Une fois chez elle, Léa a pris le temps, elle a demandé à sa mère, des conseils, une veste, un chino, T’as des trucs un peu corpo1 toi ? Refusé quelques habits aussi, non mais je voudrais que ça reste moi, je ne veux pas être déguisée non plus tu vois, et sa mère qui répondait oui mais ça c’est pas mal, en plus ça ne se repasse pas, et c’est vrai que souvent, le polyester, ça ne se repasse pas. Elle arrive le lundi suivant, contrat signé, lunchbox à réchauffer dans un sac en toile avec un logo vert, assez écolo sans être politique, elle ne sait pas encore que la salade qu’elle a préparée a cuit dans son frigo, il ne faut pas mettre le chaud dans le froid tout de suite. Elle pose ses affaires comme les autres le font, son écharpe est prise dans la bretelle de son sac à dos ou la anse de son sac à main, elle n’arrive pas à garder sa veste quand elle enlève son manteau, sa braguette n’est pas ouverte, heureusement. Elle s’assoit sur la chaise, aujourd’hui elle porte un collant, elle n’avait pas prévu que le tissus de l’assise lui piquerait les cuisses, rien à faire elle se dandine contre cet inconfort cruel des chaises ergonomiques si on porte du coton.
C’était plus facile d’être en entreprise quand ce n’était pas un travail, juste un stage ou une alternance, un terrain de recherche pour un mémoire de master, la moitié de la semaine. On pouvait être ironique le reste du temps, elle avait le choix de ne pas y croire, ce n’était pas vraiment elle. Le tailleur était un costume, elle portait des talons pour faire comme dans les films et le jeudi elle redevenait étudiante et elle se sentait de gauche dans sa veste en cuir, c’était plus facile. Aujourd’hui elle vit l’entreprise au premier degré, c’est complexe d’admettre qu’elle ne déteste pas, les tickets restaurants et les jours de congés, elle aime bien aussi ne pas se balader partout avec un sac à dos, c’est plus coquet l’entreprise que l'université. Si la vie s'arrêtait à l’image qu’elle s’en fait, elle serait sûrement de droite cinq jours par semaine. Mais ses costumes sont réservés à l’open-space. Quand elle était petite elle voulait être actrice parce que c’est beau le cinéma, elle est devenue salariée.
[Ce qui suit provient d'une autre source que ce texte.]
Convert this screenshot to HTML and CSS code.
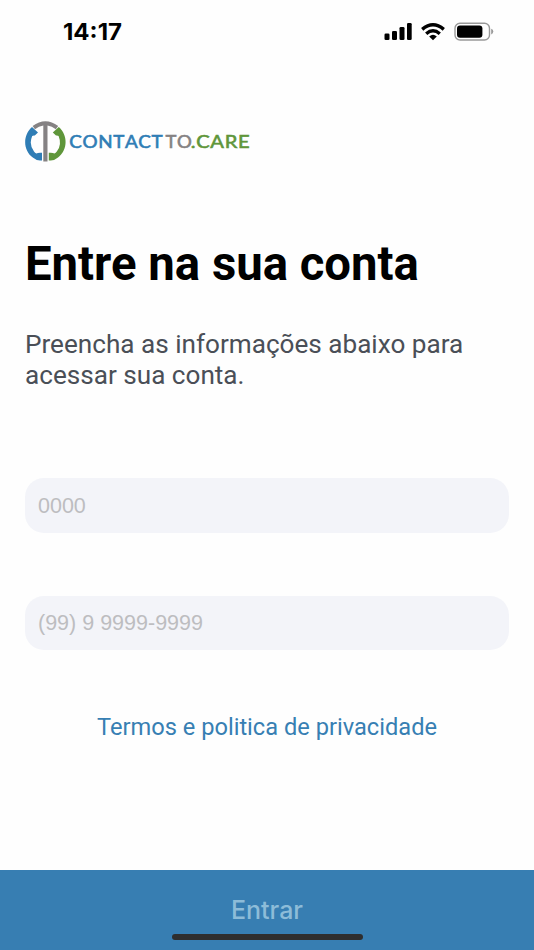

C’est au travail qu’elle a compris qu’il y avait une différence entre bien s’habiller et s’habiller correctement. Les tenues qu’elle porte sont accordées, ses vestes sont ajustées, tout est trop grand mais à sa taille, la pince qui tient ses cheveux rappelle la boucle de sa ceinture : elle est bien habillée. S’habiller correctement n’est pas une question d’esthétique, ce sont des chaussures moches mais en daim, des vestes mal taillées mais de costume, parfois avec des patches sur les coudes (horrible), s’habiller correctement ce sont les couleurs défraîchies de la fast fashion corporate : ce groupe nominal immonde à lire qui fait écho à l’inconfort visuel que provoquent les vêtements mal coupés. S’habiller correctement c’est d’ailleurs très masculin, le style se perd dans les mails, les blagues et les repas : on parle de vacances dessinées par des publicistes, la politique n’existe pas dans l’open-space, critiquer c’est apporter de la nuance, on raconte ses weekends et parfois, à la fin du café on se dit bon courage parce qu’en fait, on se fait chier.
Elle se souvient que pendant ses études elle lisait les textes obligatoires, Friedman, Bourdieu et d’autres, les sciences sociales étaient fantastiques. Wallach Scott et Graeber aussi. La puissance que c’était de lire ces textes, la puissance que c’était de se dire qu’on allait y échapper parce qu’on savait, la déception de négocier aujourd’hui avec les contraintes qu’on pensait pouvoir éviter. L’angoisse des matins gris des manteaux gris des attachés-cases, les logiciels RH et les documents de suivi, se mettre à pointer pour éviter les heures supplémentaires non payées. Pointer c’est la surveillance mais parfois, la surveillance c’est l’accès au droit. Foucault et tous les autres n’ont jamais connu l’open space, c’est pour ça qu’ils critiquent le travail.
PS : En rédigeant ce texte je me rends compte que je ne sais plus écrire légèrement, maintenant tout ressemble à un mail du jeudi soir, auquel on répondra le lundi.
Corpo : corporate, en 2014 on aurait sûrement dit “business casual” mais Léa ne le sait pas, elle a commencé à travailler en 2020.